All you have is your work. So do your best work. At all times.
In closing, I want to say that my criticisms of Ain’t It Cool News, or Us Weekly or crappy blogs aren’t meant to be disheartening. I think we’re actually living in one of the most exciting times in media history. The barriers to entry have never been lower. You can make a short film with a $500 camera, and post it on YouTube.com, and be a worldwide sensation the next day. With a blog, you can respond to media in ways you never could before, and your readers can respond back.
I think the closest parallel to where we’re at was the early 90’s, when you suddenly had laser printers. I was a graphic designer, so I was in heaven. But I think we all remember what happened, don’t we? Suddenly, there were a lot of crappy newsletters. And we learned a painful lesson: Just because you can make a newsletter with 50 fonts on the cover, doesn’t mean you should.
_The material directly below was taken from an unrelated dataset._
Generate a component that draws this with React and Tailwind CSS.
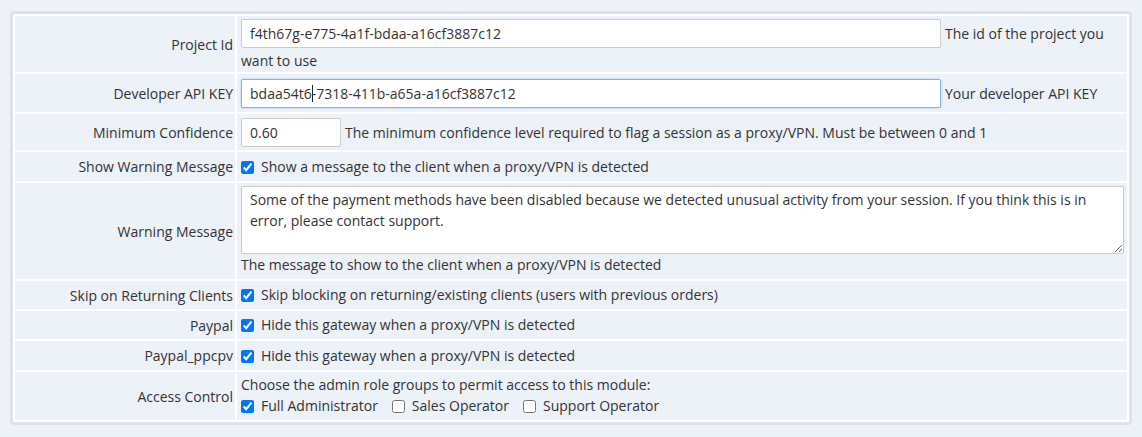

So I guess what I’m asking, what I’m pleading for, if you can read my subtext, is that we approach these new tools not like amateurs, but like professionals. Unlike that crappy newsletter, which got recycled, your blog post is going to be around forever. Forever. Historians will read it and wonder, “Jesus. Didn’t they have spell check?”
No matter what career you end up choosing, you will be a writer for the rest of your life. Make a promise to yourself tonight that you’ll always be a professional one.